TASK DESCRIPTION: Repeat each line of the material below exactly as it appears, minus any pictures.

SOURCE EXCERPT:
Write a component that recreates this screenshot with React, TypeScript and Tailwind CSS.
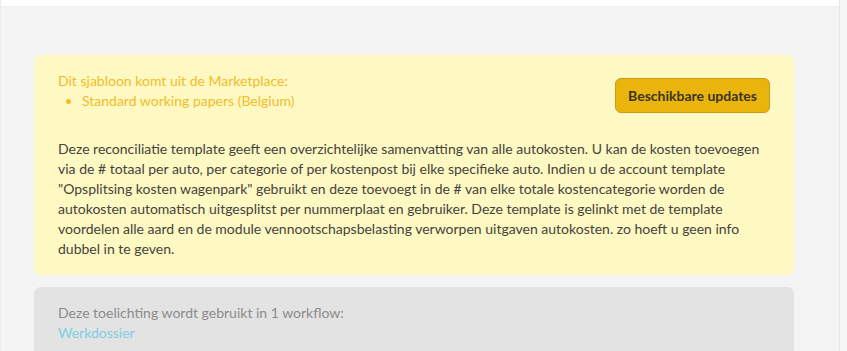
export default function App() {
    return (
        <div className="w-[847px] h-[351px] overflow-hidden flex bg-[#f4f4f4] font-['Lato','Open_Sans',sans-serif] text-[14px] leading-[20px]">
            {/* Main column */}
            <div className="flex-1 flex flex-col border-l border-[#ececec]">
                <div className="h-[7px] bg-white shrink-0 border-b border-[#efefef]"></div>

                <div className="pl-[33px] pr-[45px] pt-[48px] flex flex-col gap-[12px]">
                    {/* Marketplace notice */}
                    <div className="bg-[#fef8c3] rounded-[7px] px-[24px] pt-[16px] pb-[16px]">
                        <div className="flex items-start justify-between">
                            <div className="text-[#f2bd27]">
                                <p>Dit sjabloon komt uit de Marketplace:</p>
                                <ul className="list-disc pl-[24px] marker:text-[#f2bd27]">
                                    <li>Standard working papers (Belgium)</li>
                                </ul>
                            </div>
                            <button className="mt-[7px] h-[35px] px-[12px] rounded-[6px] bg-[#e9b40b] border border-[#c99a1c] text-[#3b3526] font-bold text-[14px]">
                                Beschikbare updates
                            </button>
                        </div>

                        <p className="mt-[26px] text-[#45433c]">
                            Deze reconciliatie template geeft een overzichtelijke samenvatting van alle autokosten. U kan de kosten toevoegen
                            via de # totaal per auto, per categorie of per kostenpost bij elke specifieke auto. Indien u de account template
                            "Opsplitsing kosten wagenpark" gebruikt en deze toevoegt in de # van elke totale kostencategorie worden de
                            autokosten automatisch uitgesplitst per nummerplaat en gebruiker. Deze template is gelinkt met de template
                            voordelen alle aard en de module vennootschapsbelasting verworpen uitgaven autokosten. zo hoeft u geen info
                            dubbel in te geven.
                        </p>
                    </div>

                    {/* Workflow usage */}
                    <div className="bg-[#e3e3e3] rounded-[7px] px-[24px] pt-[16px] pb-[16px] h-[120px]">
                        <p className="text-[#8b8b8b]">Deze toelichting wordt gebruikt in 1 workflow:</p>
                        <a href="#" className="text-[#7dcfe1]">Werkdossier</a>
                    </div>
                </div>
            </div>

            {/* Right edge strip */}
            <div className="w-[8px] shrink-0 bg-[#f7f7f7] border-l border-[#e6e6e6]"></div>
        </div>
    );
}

FULL ANSWER:
Write a component that recreates this screenshot with React, TypeScript and Tailwind CSS.
export default function App() {
    return (
        <div className="w-[847px] h-[351px] overflow-hidden flex bg-[#f4f4f4] font-['Lato','Open_Sans',sans-serif] text-[14px] leading-[20px]">
            {/* Main column */}
            <div className="flex-1 flex flex-col border-l border-[#ececec]">
                <div className="h-[7px] bg-white shrink-0 border-b border-[#efefef]"></div>

                <div className="pl-[33px] pr-[45px] pt-[48px] flex flex-col gap-[12px]">
                    {/* Marketplace notice */}
                    <div className="bg-[#fef8c3] rounded-[7px] px-[24px] pt-[16px] pb-[16px]">
                        <div className="flex items-start justify-between">
                            <div className="text-[#f2bd27]">
                                <p>Dit sjabloon komt uit de Marketplace:</p>
                                <ul className="list-disc pl-[24px] marker:text-[#f2bd27]">
                                    <li>Standard working papers (Belgium)</li>
                                </ul>
                            </div>
                            <button className="mt-[7px] h-[35px] px-[12px] rounded-[6px] bg-[#e9b40b] border border-[#c99a1c] text-[#3b3526] font-bold text-[14px]">
                                Beschikbare updates
                            </button>
                        </div>

                        <p className="mt-[26px] text-[#45433c]">
                            Deze reconciliatie template geeft een overzichtelijke samenvatting van alle autokosten. U kan de kosten toevoegen
                            via de # totaal per auto, per categorie of per kostenpost bij elke specifieke auto. Indien u de account template
                            "Opsplitsing kosten wagenpark" gebruikt en deze toevoegt in de # van elke totale kostencategorie worden de
                            autokosten automatisch uitgesplitst per nummerplaat en gebruiker. Deze template is gelinkt met de template
                            voordelen alle aard en de module vennootschapsbelasting verworpen uitgaven autokosten. zo hoeft u geen info
                            dubbel in te geven.
                        </p>
                    </div>

                    {/* Workflow usage */}
                    <div className="bg-[#e3e3e3] rounded-[7px] px-[24px] pt-[16px] pb-[16px] h-[120px]">
                        <p className="text-[#8b8b8b]">Deze toelichting wordt gebruikt in 1 workflow:</p>
                        <a href="#" className="text-[#7dcfe1]">Werkdossier</a>
                    </div>
                </div>
            </div>

            {/* Right edge strip */}
            <div className="w-[8px] shrink-0 bg-[#f7f7f7] border-l border-[#e6e6e6]"></div>
        </div>
    );
}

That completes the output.